The banks of the rivers are now commonly muddy. Water loving plants and trees such as cedars and willows, able to withstand the occasional flood, will line its banks and the atmosphere will be lush, deep and quiet.

As the river enters the lake or sea, the sediments collected upstream will be dropped, often choking the mouth of the river with mud flats over which the flowing water must flow to reach the lake. The build-up of sediments creates deltas which can be so broad and flat, and so intersected by a bewildering number of branched and separate streams, that it is sometimes hard to find your way through them to the open water beyond.

One trick to aid the lost boater, is to watch the weeds at the bottom of the river bed and go wherever they point, since no matter how slow the current, the river vegetation will bend with it.

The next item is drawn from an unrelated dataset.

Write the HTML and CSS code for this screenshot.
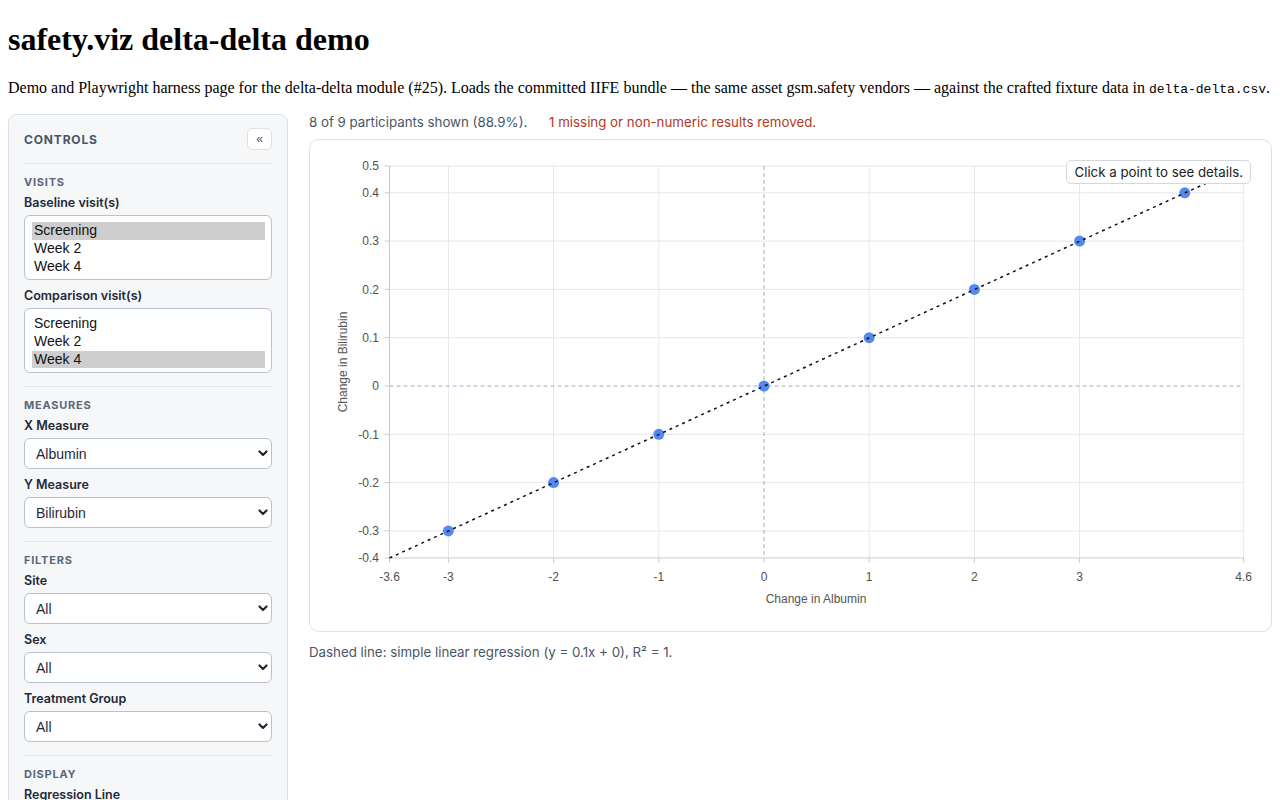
FILE: index.html
```html
<!DOCTYPE html>
<html lang="en">
<head>
    <meta charset="UTF-8">
    <meta name="viewport" content="width=device-width, initial-scale=1.0">
    <title>safety.viz delta-delta demo</title>
    <link rel="stylesheet" href="styles.css">
</head>
<body>
    <h1>safety.viz delta-delta demo</h1>
    <p class="intro">Demo and Playwright harness page for the delta-delta module (#25). Loads the committed IIFE bundle — the same asset gsm.safety vendors — against the crafted fixture data in <code>delta-delta.csv</code>.</p>

    <div class="layout">
        <aside class="controls">
            <div class="controls-header">
                <span class="controls-title">Controls</span>
                <button class="collapse-btn" type="button" title="Collapse">&laquo;</button>
            </div>

            <section class="control-section">
                <h3 class="section-title">Visits</h3>
                <div class="field">
                    <label for="baseline">Baseline visit(s)</label>
                    <select id="baseline" class="listbox" multiple size="3">
                        <option selected>Screening</option>
                        <option>Week 2</option>
                        <option>Week 4</option>
                    </select>
                </div>
                <div class="field">
                    <label for="comparison">Comparison visit(s)</label>
                    <select id="comparison" class="listbox" multiple size="3">
                        <option>Screening</option>
                        <option>Week 2</option>
                        <option selected>Week 4</option>
                    </select>
                </div>
            </section>

            <section class="control-section">
                <h3 class="section-title">Measures</h3>
                <div class="field">
                    <label for="xMeasure">X Measure</label>
                    <div class="select-wrap">
                        <select id="xMeasure" class="dropdown">
                            <option>Albumin</option>
                            <option>Bilirubin</option>
                        </select>
                        <svg class="chevron" width="10" height="7" viewBox="0 0 10 7"><path d="M1.5 1.5L5 5l3.5-3.5" fill="none" stroke="#1f2937" stroke-width="2.2" stroke-linecap="round" stroke-linejoin="round"/></svg>
                    </div>
                </div>
                <div class="field">
                    <label for="yMeasure">Y Measure</label>
                    <div class="select-wrap">
                        <select id="yMeasure" class="dropdown">
                            <option>Bilirubin</option>
                            <option>Albumin</option>
                        </select>
                        <svg class="chevron" width="10" height="7" viewBox="0 0 10 7"><path d="M1.5 1.5L5 5l3.5-3.5" fill="none" stroke="#1f2937" stroke-width="2.2" stroke-linecap="round" stroke-linejoin="round"/></svg>
                    </div>
                </div>
            </section>

            <section class="control-section">
                <h3 class="section-title">Filters</h3>
                <div class="field">
                    <label for="site">Site</label>
                    <div class="select-wrap">
                        <select id="site" class="dropdown"><option>All</option></select>
                        <svg class="chevron" width="10" height="7" viewBox="0 0 10 7"><path d="M1.5 1.5L5 5l3.5-3.5" fill="none" stroke="#1f2937" stroke-width="2.2" stroke-linecap="round" stroke-linejoin="round"/></svg>
                    </div>
                </div>
                <div class="field">
                    <label for="sex">Sex</label>
                    <div class="select-wrap">
                        <select id="sex" class="dropdown"><option>All</option></select>
                        <svg class="chevron" width="10" height="7" viewBox="0 0 10 7"><path d="M1.5 1.5L5 5l3.5-3.5" fill="none" stroke="#1f2937" stroke-width="2.2" stroke-linecap="round" stroke-linejoin="round"/></svg>
                    </div>
                </div>
                <div class="field">
                    <label for="treatment">Treatment Group</label>
                    <div class="select-wrap">
                        <select id="treatment" class="dropdown"><option>All</option></select>
                        <svg class="chevron" width="10" height="7" viewBox="0 0 10 7"><path d="M1.5 1.5L5 5l3.5-3.5" fill="none" stroke="#1f2937" stroke-width="2.2" stroke-linecap="round" stroke-linejoin="round"/></svg>
                    </div>
                </div>
            </section>

            <section class="control-section">
                <h3 class="section-title">Display</h3>
                <div class="field">
                    <label for="regression">Regression Line</label>
                    <div class="select-wrap">
                        <select id="regression" class="dropdown"><option>Show</option><option>Hide</option></select>
                        <svg class="chevron" width="10" height="7" viewBox="0 0 10 7"><path d="M1.5 1.5L5 5l3.5-3.5" fill="none" stroke="#1f2937" stroke-width="2.2" stroke-linecap="round" stroke-linejoin="round"/></svg>
                    </div>
                </div>
            </section>
        </aside>

        <main class="chart-panel">
            <div class="status">
                <span>8 of 9 participants shown (88.9%).</span>
                <span class="status-warning">1 missing or non-numeric results removed.</span>
            </div>

            <div class="chart-card">
                <svg class="chart" width="960" height="491" viewBox="0 0 960 491">
                    <!-- grid -->
                    <g class="grid">
                        <line x1="79.5" x2="933.7" y1="26" y2="26"/>
                        <line x1="79.5" x2="933.7" y1="52.8" y2="52.8"/>
                        <line x1="79.5" x2="933.7" y1="101.1" y2="101.1"/>
                        <line x1="79.5" x2="933.7" y1="149.4" y2="149.4"/>
                        <line x1="79.5" x2="933.7" y1="197.7" y2="197.7"/>
                        <line x1="79.5" x2="933.7" y1="294.3" y2="294.3"/>
                        <line x1="79.5" x2="933.7" y1="342.6" y2="342.6"/>
                        <line x1="79.5" x2="933.7" y1="390.9" y2="390.9"/>
                        <line x1="138.4" x2="138.4" y1="26" y2="418"/>
                        <line x1="243.6" x2="243.6" y1="26" y2="418"/>
                        <line x1="348.8" x2="348.8" y1="26" y2="418"/>
                        <line x1="559.2" x2="559.2" y1="26" y2="418"/>
                        <line x1="664.4" x2="664.4" y1="26" y2="418"/>
                        <line x1="769.6" x2="769.6" y1="26" y2="418"/>
                        <line x1="933.7" x2="933.7" y1="26" y2="418"/>
                    </g>

                    <!-- zero reference lines -->
                    <g class="zero-line">
                        <line x1="79.5" x2="933.7" y1="246" y2="246"/>
                        <line x1="454" x2="454" y1="26" y2="418"/>
                    </g>

                    <!-- axes -->
                    <g class="axis">
                        <line x1="79.5" x2="79.5" y1="26" y2="418"/>
                        <line x1="79.5" x2="933.7" y1="418" y2="418"/>
                        <line x1="74.5" x2="79.5" y1="26" y2="26"/>
                        <line x1="74.5" x2="79.5" y1="52.8" y2="52.8"/>
                        <line x1="74.5" x2="79.5" y1="101.1" y2="101.1"/>
                        <line x1="74.5" x2="79.5" y1="149.4" y2="149.4"/>
                        <line x1="74.5" x2="79.5" y1="197.7" y2="197.7"/>
                        <line x1="74.5" x2="79.5" y1="246" y2="246"/>
                        <line x1="74.5" x2="79.5" y1="294.3" y2="294.3"/>
                        <line x1="74.5" x2="79.5" y1="342.6" y2="342.6"/>
                        <line x1="74.5" x2="79.5" y1="390.9" y2="390.9"/>
                        <line x1="74.5" x2="79.5" y1="418" y2="418"/>
                        <line x1="79.5" x2="79.5" y1="418" y2="423"/>
                        <line x1="138.4" x2="138.4" y1="418" y2="423"/>
                        <line x1="243.6" x2="243.6" y1="418" y2="423"/>
                        <line x1="348.8" x2="348.8" y1="418" y2="423"/>
                        <line x1="454" x2="454" y1="418" y2="423"/>
                        <line x1="559.2" x2="559.2" y1="418" y2="423"/>
                        <line x1="664.4" x2="664.4" y1="418" y2="423"/>
                        <line x1="769.6" x2="769.6" y1="418" y2="423"/>
                        <line x1="933.7" x2="933.7" y1="418" y2="423"/>
                    </g>

                    <g class="tick-labels y-ticks">
                        <text x="69" y="30">0.5</text>
                        <text x="69" y="57">0.4</text>
                        <text x="69" y="105.3">0.3</text>
                        <text x="69" y="153.6">0.2</text>
                        <text x="69" y="201.9">0.1</text>
                        <text x="69" y="250.2">0</text>
                        <text x="69" y="298.5">-0.1</text>
                        <text x="69" y="346.8">-0.2</text>
                        <text x="69" y="395.1">-0.3</text>
                        <text x="69" y="422">-0.4</text>
                    </g>

                    <g class="tick-labels x-ticks">
                        <text x="79.5" y="441">-3.6</text>
                        <text x="138.4" y="441">-3</text>
                        <text x="243.6" y="441">-2</text>
                        <text x="348.8" y="441">-1</text>
                        <text x="454" y="441">0</text>
                        <text x="559.2" y="441">1</text>
                        <text x="664.4" y="441">2</text>
                        <text x="769.6" y="441">3</text>
                        <text x="933.7" y="441">4.6</text>
                    </g>

                    <text class="axis-title" x="506" y="463" text-anchor="middle">Change in Albumin</text>
                    <text class="axis-title" transform="translate(37 222) rotate(-90)" text-anchor="middle">Change in Bilirubin</text>

                    <!-- points -->
                    <g class="points">
                        <circle cx="138.4" cy="390.9" r="5.5"/>
                        <circle cx="243.6" cy="342.6" r="5.5"/>
                        <circle cx="348.8" cy="294.3" r="5.5"/>
                        <circle cx="454" cy="246" r="5.5"/>
                        <circle cx="559.2" cy="197.7" r="5.5"/>
                        <circle cx="664.4" cy="149.4" r="5.5"/>
                        <circle cx="769.6" cy="101.1" r="5.5"/>
                        <circle cx="874.8" cy="52.8" r="5.5"/>
                    </g>

                    <!-- regression line y = 0.1x + 0 -->
                    <line class="regression" x1="79.5" y1="418" x2="933.7" y2="26"/>
                </svg>

                <div class="chart-hint">Click a point to see details.</div>
            </div>

            <p class="caption">Dashed line: simple linear regression (y = 0.1x + 0), R² = 1.</p>
        </main>
    </div>
</body>
</html>
```

FILE: styles.css
```css
body {
    margin: 8px;
    font-family: "Liberation Serif", "Times New Roman", serif;
    color: #000;
    background: #fff;
}
h1 {
    font-size: 32px;
    font-weight: bold;
    margin: 13px 0 21px;
}
.intro {
    font-size: 16px;
    margin: 0 0 17px;
}
.intro code {
    font-family: "Liberation Mono", "Courier New", monospace;
    font-size: 13px;
}

.layout {
    display: flex;
    align-items: flex-start;
    gap: 21px;
    font-family: Inter, "Liberation Sans", Arial, sans-serif;
}

/* sidebar */
.controls {
    width: 280px;
    flex: none;
    box-sizing: border-box;
    padding: 13px 15px 20px;
    background: #f6f7f9;
    border: 1px solid #dde1e7;
    border-radius: 8px;
}
.controls-header {
    display: flex;
    align-items: center;
    justify-content: space-between;
    padding-bottom: 13px;
}
.controls-title {
    font-size: 12px;
    font-weight: 700;
    text-transform: uppercase;
    letter-spacing: 0.07em;
    color: #4a5565;
}
.collapse-btn {
    width: 25px;
    height: 22px;
    padding: 0;
    font-family: "Liberation Sans", Arial, sans-serif;
    font-size: 12px;
    line-height: 1;
    color: #4a5565;
    background: #fff;
    border: 1px solid #dde1e7;
    border-radius: 5px;
    cursor: pointer;
}
.control-section {
    display: flex;
    flex-direction: column;
    gap: 9px;
    border-top: 1px solid #e1e5ea;
    padding: 11px 0 13px;
}
.section-title {
    margin: 0 0 -2px;
    font-size: 11px;
    line-height: 14px;
    font-weight: 700;
    text-transform: uppercase;
    letter-spacing: 0.07em;
    color: #5b6778;
}
.field {
    display: flex;
    flex-direction: column;
    gap: 5px;
}
.field label {
    font-size: 12.5px;
    line-height: 14px;
    font-weight: 600;
    color: #1f2937;
}
.listbox {
    box-sizing: border-box;
    height: 65px;
    padding: 6px 6px 6px 7px;
    font-family: "Liberation Sans", Arial, sans-serif;
    font-size: 14px;
    color: #111;
    background: #fff;
    border: 1px solid #b9c1cc;
    border-radius: 6px;
    overflow: hidden;
    outline: none;
}
.listbox option {
    padding: 0 2px 1px;
    line-height: 16px;
}
.listbox option:checked {
    background: #cecece;
    color: #111;
}
.select-wrap {
    position: relative;
}
.dropdown {
    display: block;
    width: 100%;
    height: 31px;
    box-sizing: border-box;
    padding: 0 28px 0 11px;
    font-family: "Liberation Sans", Arial, sans-serif;
    font-size: 14px;
    color: #1f2937;
    background: #fff;
    border: 1px solid #b9c1cc;
    border-radius: 6px;
    appearance: none;
    -webkit-appearance: none;
}
.chevron {
    position: absolute;
    right: 4px;
    top: 12px;
    pointer-events: none;
}

/* chart */
.chart-panel {
    flex: 1;
    min-width: 0;
}
.status {
    font-size: 13.3px;
    line-height: 16px;
    color: #4a5565;
    margin-bottom: 9px;
}
.status-warning {
    color: #b03a1f;
    margin-left: 18px;
}
.chart-card {
    position: relative;
    background: #fff;
    border: 1px solid #dde1e7;
    border-radius: 10px;
    height: 491px;
}
.chart {
    display: block;
}
.grid line {
    stroke: #e4e7ed;
    stroke-width: 1;
}
.zero-line line {
    stroke: #9fb0c3;
    stroke-width: 1;
    stroke-dasharray: 4 3;
}
.axis line {
    stroke: #c6cbd3;
    stroke-width: 1;
}
.tick-labels text {
    font-family: "Liberation Sans", Arial, sans-serif;
    font-size: 12px;
    fill: #505050;
}
.y-ticks text {
    text-anchor: end;
}
.x-ticks text {
    text-anchor: middle;
}
.axis-title {
    font-family: "Liberation Sans", Arial, sans-serif;
    font-size: 12px;
    fill: #555;
}
.points circle {
    fill: #5589f0;
}
.regression {
    stroke: #111;
    stroke-width: 1.5;
    stroke-dasharray: 3 4;
}
.chart-hint {
    position: absolute;
    top: 20px;
    right: 20px;
    padding: 4px 7px;
    font-size: 13.3px;
    line-height: 14px;
    color: #222;
    background: #fff;
    border: 1px solid #d3d8df;
    border-radius: 5px;
}
.caption {
    margin: 12px 0 0;
    font-size: 13.3px;
    line-height: 16px;
    color: #4a5565;
}
```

If there are no weeds, try stirring up a little of the sediment and watching which way it settles.

Rivers have always had a great many uses for mankind, from travel corridors to power generators. Modern man has also made great use of them as handy and continuous flush toilets for all the garbage and wastes it produces. Nothing like dumping your chemicals into the river and watching the waters just sweep them away – out of sight, out of mind.

Unfortunately, rivers are also the collectors of nature’s most precious and easily destroyed resource – fresh water – the stuff that every creature, man or animal, depends on to survive. Our bodies are, after all, 99% water. It is time we treated our rivers with the reverence they deserve.